Python speed vs csharp

Mon Aug 4 04:25:32 EDT 2003

Siegfried Gonzi wrote:
   ...
> I am sure you know what you are after, but  Python for numerical
> computations is more or less crap. Not only has Python a crippled

...Note for the unwary...:
It's interesting that "gonzi", in Italian, means "gullible" (masculine
plural adjective, also masculine plural noun "gullible individuals") --
this may or may not give a hint to the purpose of this troll/flamewar:-).

Anyway, a challenge is a challenge, so:

> times. Also included a C program. The timings on a simple Celeron
> laptop are as follows:
> 
> g++ -O3 erf.c : 0.5 seconds
> bigloo -Obench erf.scm: 1.1 seconds

Never having been as silly as to purchase such a deliberately crippled
chip as a Celeron, I cannot, unfortunately, reproduce these timings --
I will, however, offer my own timings on a somewhat decent CPU, an old
but reasonably well-configured early Athlon.  No bigloo here, so I
started with the C program:

> ;;; C ;;;;;;;;;;;;;;;;;;;;;;;;;;;;;;;;;;;;;;;;;;;;;
> #include <stdio.h>
> #include <math.h>
> 
> 
> double erfc( double x )
> {
>     double p, a1, a2, a3, a4, a5;
>     double t, erfcx;
> 
>     p  =  0.3275911;
>     a1 =  0.254829592;
>     a2 = -0.284496736;
>     a3 =  1.421413741;
>     a4 = -1.453152027;
>     a5 =  1.061405429;
> 
>     t = 1.0 / (1.0 + p*x);
>     erfcx = ( (a1 + (a2 + (a3 +
> (a4 + a5*t)*t)*t)*t)*t ) * exp(-pow(x,2.0));
> 
>     return erfcx;
> }
> 
> int main()
> {
>     double erg=0.0;
>     int i;
> 
>     for(i=0; i<1000000; i++)
>     {
>        erg += erfc(0.456);
>     }
>     printf("%f",erg);
> 
>     return 1;
> }
> ;;;;;;;;;;;;;;;;;;;;;;;;;;;;;;;;;;;;;;;;;;;;;;;;;;;

saved this to gonzi.c, compiled it and ran/timed it:

[alex at lancelot swig_wrappers]$ gcc -O -o gonzi gonzi.c -lm
[alex at lancelot swig_wrappers]$ time ./gonzi
519003.933831Command exited with non-zero status 1
0.37user 0.01system 0:00.39elapsed 96%CPU (0avgtext+0avgdata 0maxresident)k
0inputs+0outputs (107major+13minor)pagefaults 0swaps

(that silly "return 1" must be connected to some in-joke or other...
why's the program unconditionally returning an error-indication!?-)]

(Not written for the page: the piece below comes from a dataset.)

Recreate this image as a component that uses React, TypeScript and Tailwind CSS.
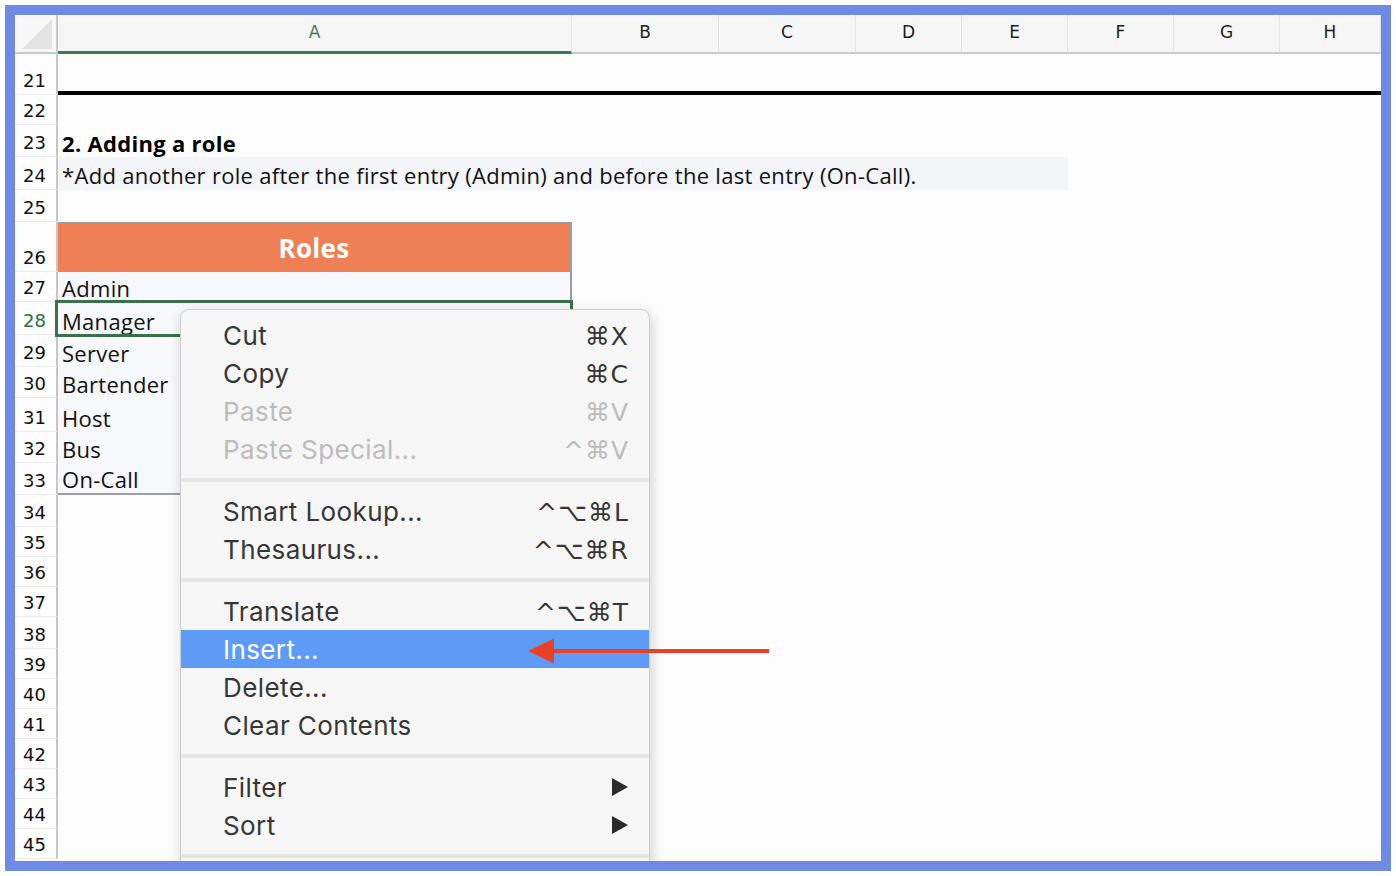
import type { ReactNode } from 'react';

const ROWS: { n: number; h: number }[] = [
  { n: 21, h: 41 },
  { n: 22, h: 30 },
  { n: 23, h: 32 },
  { n: 24, h: 33 },
  { n: 25, h: 32 },
  { n: 26, h: 50 },
  { n: 27, h: 30 },
  { n: 28, h: 33 },
  { n: 29, h: 32 },
  { n: 30, h: 31 },
  { n: 31, h: 34 },
  { n: 32, h: 31 },
  { n: 33, h: 32 },
  { n: 34, h: 32 },
  { n: 35, h: 30 },
  { n: 36, h: 30 },
  { n: 37, h: 30 },
  { n: 38, h: 32 },
  { n: 39, h: 30 },
  { n: 40, h: 30 },
  { n: 41, h: 30 },
  { n: 42, h: 30 },
  { n: 43, h: 30 },
  { n: 44, h: 30 },
  { n: 45, h: 30 },
];

const COLUMNS = [
  { label: 'A', w: 'w-[514px]' },
  { label: 'B', w: 'w-[147px]' },
  { label: 'C', w: 'w-[137px]' },
  { label: 'D', w: 'w-[106px]' },
  { label: 'E', w: 'w-[106px]' },
  { label: 'F', w: 'w-[106px]' },
  { label: 'G', w: 'w-[106px]' },
  { label: 'H', w: 'flex-1' },
];

const ROLES = ['Admin', 'Manager', 'Server', 'Bartender', 'Host', 'Bus', 'On-Call'];

const sheetFont = "font-['Open_Sans','Lato',sans-serif] tracking-[0.3px]";
const headFont = "font-['DejaVu_Sans','Open_Sans',sans-serif]";

function ColumnHeader() {
  return (
    <div className="flex h-[39px] shrink-0 bg-[#f6f6f6]">
      <div className="relative w-[43px] shrink-0 border-r-2 border-b-2 border-[#c9c9c9] bg-[#f7f7f7]">
        <svg className="absolute left-[7px] top-[3px]" width="31" height="32" viewBox="0 0 31 32">
          <polygon points="0,31 30,1 30,31" fill="#e3e3e3" />
        </svg>
      </div>
      {COLUMNS.map((c) => {
        const active = c.label === 'A';
        return (
          <div
            key={c.label}
            className={`${c.w} shrink-0 flex items-center justify-center pb-[1px] text-[17px] ${headFont} border-r border-[#e2e2e2] ${
              active ? 'border-b-[3px] border-b-[#3b7a4f] text-[#3b7a4f]' : 'border-b-2 border-b-[#c9c9c9] text-[#1d1d1d]'
            }`}
          >
            {c.label}
          </div>
        );
      })}
    </div>
  );
}

function RowNumber({ n, active }: { n: number; active: boolean }) {
  return (
    <div
      className={`w-[43px] shrink-0 flex items-end justify-center pb-[3px] pr-[2px] border-r-2 border-[#c6c6c6] border-b border-b-[#ececec] text-[18px] leading-5 ${headFont} ${
        active ? 'text-[#2f6f43]' : 'text-[#111]'
      }`}
    >
      {n}
    </div>
  );
}

function cellA(n: number): ReactNode {
  if (n === 21) {
    return <div className="flex-1 border-b-4 border-black" />;
  }
  if (n === 23) {
    return (
      <div className={`flex-1 flex items-end pl-[4px] pb-[2px] text-[22px] leading-6 font-bold text-black ${sheetFont}`}>
        2. Adding a role
      </div>
    );
  }
  if (n === 24) {
    return (
      <div className="flex-1 flex">
        <div className={`w-[1010px] bg-[#f3f5f9] flex items-end pl-[4px] pb-[3px] text-[22px] leading-6 text-[#111] whitespace-nowrap ${sheetFont}`}>
          *Add another role after the first entry (Admin) and before the last entry (On-Call).
        </div>
      </div>
    );
  }
  if (n === 26) {
    return (
      <div className="flex-1 flex">
        <div className={`w-[514px] bg-[#ef7f55] border-t-2 border-r-2 border-[#9d9d9d] flex items-center justify-center text-[26px] font-bold text-white ${sheetFont}`}>
          Roles
        </div>
      </div>
    );
  }
  if (n >= 27 && n <= 33) {
    const role = ROLES[n - 27];
    return (
      <div className="flex-1 flex">
        <div
          className={`relative w-[514px] bg-[#f6f8fc] border-r-2 border-[#9d9d9d] flex items-end pl-[4px] pb-[2px] text-[22px] leading-6 text-[#111] ${sheetFont} ${
            n === 33 ? 'border-b-2' : ''
          }`}
        >
          {role}
          {n === 28 && (
            <div className="absolute z-10 -left-[3px] -top-[2px] -right-[3px] -bottom-[2px] border-[3px] border-[#3a7149]" />
          )}
        </div>
      </div>
    );
  }
  return <div className="flex-1" />;
}

type MenuItem =
  | { kind: 'sep' }
  | { kind: 'item'; label: string; keys?: string; disabled?: boolean; active?: boolean; sub?: boolean };

const MENU: MenuItem[] = [
  { kind: 'item', label: 'Cut', keys: '⌘X' },
  { kind: 'item', label: 'Copy', keys: '⌘C' },
  { kind: 'item', label: 'Paste', keys: '⌘V', disabled: true },
  { kind: 'item', label: 'Paste Special...', keys: '^⌘V', disabled: true },
  { kind: 'sep' },
  { kind: 'item', label: 'Smart Lookup...', keys: '^⌥⌘L' },
  { kind: 'item', label: 'Thesaurus...', keys: '^⌥⌘R' },
  { kind: 'sep' },
  { kind: 'item', label: 'Translate', keys: '^⌥⌘T' },
  { kind: 'item', label: 'Insert...', active: true },
  { kind: 'item', label: 'Delete...' },
  { kind: 'item', label: 'Clear Contents' },
  { kind: 'sep' },
  { kind: 'item', label: 'Filter', sub: true },
  { kind: 'item', label: 'Sort', sub: true },
  { kind: 'sep' },
];

function ContextMenu() {
  return (
    <div className="absolute z-20 left-[165px] top-[294px] w-[470px] h-[600px] rounded-t-[9px] bg-[#f6f6f6] border border-[#cfcfcf] shadow-[2px_4px_14px_rgba(0,0,0,0.18)] pt-[6px] font-['Inter','Noto_Sans',sans-serif]">
      {MENU.map((m, i) => {
        if (m.kind === 'sep') {
          return (
            <div key={i} className="h-[24px] flex items-center">
              <div className="w-full h-[4px] bg-[#e4e4e4]" />
            </div>
          );
        }
        const color = m.active ? 'bg-[#5e9bf7] text-white' : m.disabled ? 'text-[#bcbcbc]' : 'text-[#363636]';
        return (
          <div key={i} className={`h-[38px] flex items-center justify-between pl-[42px] pr-[20px] text-[26px] tracking-[0.4px] ${color}`}>
            <span>{m.label}</span>
            {m.keys && (
              <span className="pt-[3px] font-['DejaVu_Sans','Inter',sans-serif] text-[25px] tracking-[1px]">{m.keys}</span>
            )}
            {m.sub && (
              <svg width="18" height="20" viewBox="0 0 18 20">
                <polygon points="1,1 17,10 1,19" fill="#2b2b2b" />
              </svg>
            )}
          </div>
        );
      })}
    </div>
  );
}

function Arrow() {
  return (
    <svg className="absolute z-30 left-[513px] top-[623px]" width="242" height="26" viewBox="0 0 242 26">
      <line x1="22" y1="13" x2="241" y2="13" stroke="#ea4126" strokeWidth="4" />
      <polygon points="0,13 26,0.5 26,25.5" fill="#ea4126" />
    </svg>
  );
}

export default function App() {
  return (
    <div className="w-[1396px] h-[876px] bg-white p-[5px]">
      <div className="relative w-full h-full border-[10px] border-[#6f8ae2] bg-[#fdfdfd] overflow-hidden flex flex-col">
        <ColumnHeader />
        {ROWS.map((r) => (
          <div key={r.n} className="flex shrink-0" style={{ height: r.h }}>
            <RowNumber n={r.n} active={r.n === 28} />
            {cellA(r.n)}
          </div>
        ))}
        <ContextMenu />
        <Arrow />
      </div>
    </div>
  );
}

Then I "converted" it to Python, a trivial exercise to be sure:

import math

def erfc(x):
    exp = math.exp

    p  =  0.3275911
    a1 =  0.254829592
    a2 = -0.284496736
    a3 =  1.421413741
    a4 = -1.453152027
    a5 =  1.061405429

    t = 1.0 / (1.0 + p*x)
    erfcx = ( (a1 + (a2 + (a3 +
                          (a4 + a5*t)*t)*t)*t)*t ) * exp(-x*x)
    return erfcx

def main():
    erg = 0.0

    for i in xrange(1000000):
        erg += erfc(0.456)

    print "%f" % erg

if __name__ == '__main__':
    main()

and ran that:

[alex at lancelot swig_wrappers]$ time python gonzi.py
519003.933831
5.32user 0.05system 0:05.44elapsed 98%CPU (0avgtext+0avgdata 0maxresident)k
0inputs+0outputs (473major+270minor)pagefaults 0swaps

then I put a huge effort into optimization -- specifically, I inserted
after the "import math" the two full lines:

import psyco
psyco.full()

[must have taken me AT LEAST 3 seconds of work, maybe as much as 4] and
ran it again:

[alex at lancelot swig_wrappers]$ time python gonzi.py
519003.933831
0.15user 0.02system 0:00.24elapsed 69%CPU (0avgtext+0avgdata 0maxresident)k
0inputs+0outputs (547major+319minor)pagefaults 0swaps

There -- optimized Python over twice as fast as optimized C in terms of
user-mode CPU consumption, almost twice as fast in terms of elapsed time
(of course, using programs as tiny and fast as this one for such purposes
is not clever, since they run so fast their speed is hard to measure,
but "oh well").  No need to declare types, of course, since psyco can
easily infer them.

Of course, there IS a "subtle" trick here -- I write x*x rather than
pow(x,2.0).  Anybody whose instincts fail to rebel against "pow(x,2.0)"
(or x**2, for that matter) doesn't _deserve_ to do numeric computation...
it's the first trick in the book, routinely taught to every freshman
programmer before they're entrusted to punch in the first card of their
first Fortran program (or at least, so it was in my time in university,
both as a student and as a professor).

Correcting this idiocy in the C code (and removing the return 1 since
we're at it -- return 0 is the only sensible choice, of course:-) we
turn C's performance from the previous:

[alex at lancelot swig_wrappers]$ time ./gonzi
519003.933831Command exited with non-zero status 1
0.37user 0.01system 0:00.39elapsed 96%CPU (0avgtext+0avgdata 0maxresident)k
0inputs+0outputs (107major+13minor)pagefaults 0swaps

to a more respectable:
[alex at lancelot swig_wrappers]$ time ./gonzi
519003.9338310.20user 0.00system 0:00.19elapsed 103%CPU (0avgtext+0avgdata
0maxresident)k
0inputs+0outputs (105major+13minor)pagefaults 0swaps

(the "103%" of CPU being a funny artefact of my Linux kernel, no doubt).

So, about HALF the elapsed time was being squandered in that absurd call
to pow -- so much for Mr Gonzi's abilities as a numerical programmer:-).

With the program having been made decent, C's faster than optimized Python
again, not in CPU time (0.20 all usermode for C, 0.15 usermode + 0.02
systemmode for Python) but in elapsed time (0.19 for C vs 0.24 for
Python) -- the inversion being accounted for in psyco's lavish use of
memory and resulting pagination.

Still, the performance ratio of psyco-optimized Python vs C on my
machine is much better than that of bigloo vs C on Mr Gonzi's Celeron,
and with no need for type declarations either.  So much, then, for
Mr Gonzi's claims about Python being "more or less crap"!-)

Alex